All we have from Larson in his attempted rebuttals is that somebody somewhere does understand the Egyptian material, but that no one (or at least no Bible-believer) should try. If he is going to answer Nibley’s complaint that the Egyptian material has not been properly understood,33 he must demonstrate rather than assert that he understands what the Book of Breathings is. How can he demonstrate this without ever dealing with the evidence? It is all well and good for him to list a string of definitions for various Egyptian characters (pp. 97-99)—though even here he has not always gotten either the translation or the characters correct—but when he is through we have a text that reads: “this pool great Khonsu born of Taykhebyt justified likewise after grasp.”34 What on earth does that mean? Larson never tells us.
The Papyri That Aren’t There Larson has nothing but contempt for what he calls the “Missing Black and Red Scroll” Theory (pp. 129-34), for “it is considered valid by novices” (p. 85). He insists that we now possess the papyri from which the book of Abraham comes, and that Latter-day Saint scholars who have argued that another, missing, papyrus was the source are indulging in mere wishful thinking. After all, “whenever qualified people have studied the papyri, including such undisputed experts as Baer, Wilson, and Parker, they have always reached the same conclusions that [Dee Jay] Nelson did” (p. 151, deemphasis mine). Yet Larson is unaware that the most recent non-LDS Egyptologist to write on the subject, to my knowledge, said that “the Pap. Joseph Smith XI and X containing the Book of Breathings were wrongly identified by others with Joseph Smith’s book of Abraham.”35
Larson is adamant that “there were two, and only two, ‘rolls of papyrus’ ” (pp. 133, 85) and accuses Nibley of concocting a story about there being more than one lengthy scroll in Nauvoo (pp. 129-30).36 This is important to him because he wants to be able to demonstrate that we have the papyrus from which Joseph Smith claimed to have derived the book of Abraham, and then point out triumphantly that the book of Abraham cannot, in fact, be derived from that papyrus. Nonetheless, the evidence appears to be on Nibley’s side rather than Larson’s. In 1842, the fragments we now have in the Joseph Smith Papyri were mounted in “a number of glazed slides, like picture frames, containing sheets of papyrus, with Egyptian inscriptions and hieroglyphics.”37 The next year, in 1843, a nonmember named Charlotte Haven visited Lucy Mack Smith and wrote a letter to her own mother about it:
Then she [Mother Smith] turned to a long table, set her candlestick down, and opened a long roll of manuscript, saying it was “the writing of Abraham and Isaac, written in Hebrew and Sanscrit,” and she read several minutes from it as if it were English. It sounded very much like passages from the Old Testament—and it might have been for anything we knew—but she said she read it through the inspiration of her son Joseph, in whom she seemed to have perfect confidence. Then in the same way she interpreted to us hieroglyphics from another roll. One was Mother Eve being tempted by the serpent, who—the serpent, I mean—was standing on the tip of his tail, which with his two legs formed a tripod, and had his head in Eve’s ear.38
If Nibley’s source seems suspect for being late, oral, and from a Mormon, this other source (which Nibley did not cite) nevertheless says the same thing—but is contemporary, written, and from a non-Mormon. Notice that the vignette described matches none of those in the Joseph Smith papyri we have from the Metropolitan Museum.39 And there seem indeed to have been two long rolls even after the present fragments of the Joseph Smith Papyri were mounted. If there were only two rolls it is important to note that Joseph Smith Papyri I-XI were not on them.

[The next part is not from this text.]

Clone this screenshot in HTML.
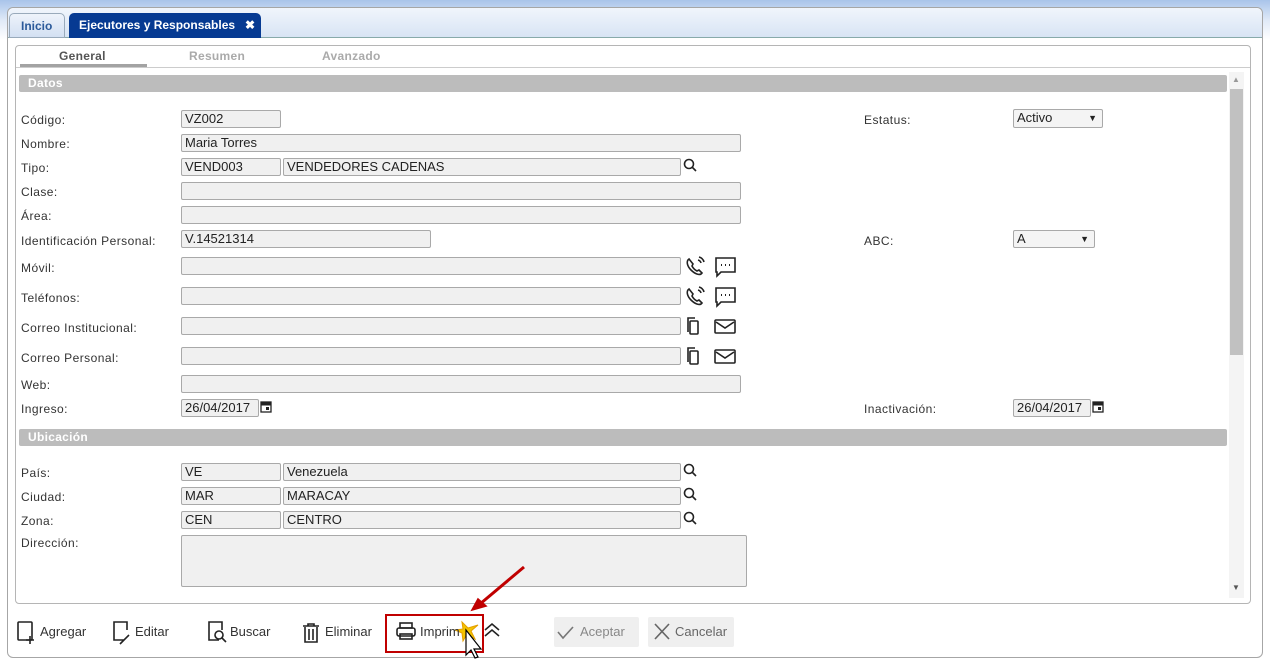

Larson tries to dismiss the notion that the document from which the book of Abraham was translated was “beautifully written upon papyrus, with black, and a small part red, ink or paint, in perfect preservation” (pp. 129-32).40 But there is another eyewitness account from the Nauvoo period that supports this statement:
“Oh, here is the Pearl of Great Price,” said Brother Horne, picking up that book. “I’ve seen these records with my own eyes,” referring to the Book of Abraham, “and handled them with these hands. Mother Lucy . . . showed them to me. . . . The records which I saw were some kind of parchment or papyrus, and it contained writing in red and black. Mother Lucy told me that one was the writings of Abraham and the other the writings of Joseph, who was sold in Egypt.”41
And there is still more evidence that Joseph Smith had additional papyri. Egyptian papyrus documents almost universally pertain to only one individual.42 So from an Egyptological perspective how many papyri do we know that Joseph Smith had? We know that there was a Book of Breathings belonging to Hor, son of Remnyqay and Taykhebit,43 a Book of the Dead belonging to Tasheritmin,44 a Book of the Dead belonging to Neferirnub,45 a hypocephalus belonging to Sheshonq,46 and a document belonging to Amenhotep, the son of Hor.47 Here we have documents from at least five different individuals. If we have all the papyri Joseph Smith had, where, we might ask Mr. Larson, are Facsimiles 2 and 3, the roll belonging to Amenhotep, or all the strange vignettes which those who saw the papyri in Nauvoo describe? If there are documents we do not have, by what clairvoyance do Larson and his fellow critics proclaim what was or was not on them?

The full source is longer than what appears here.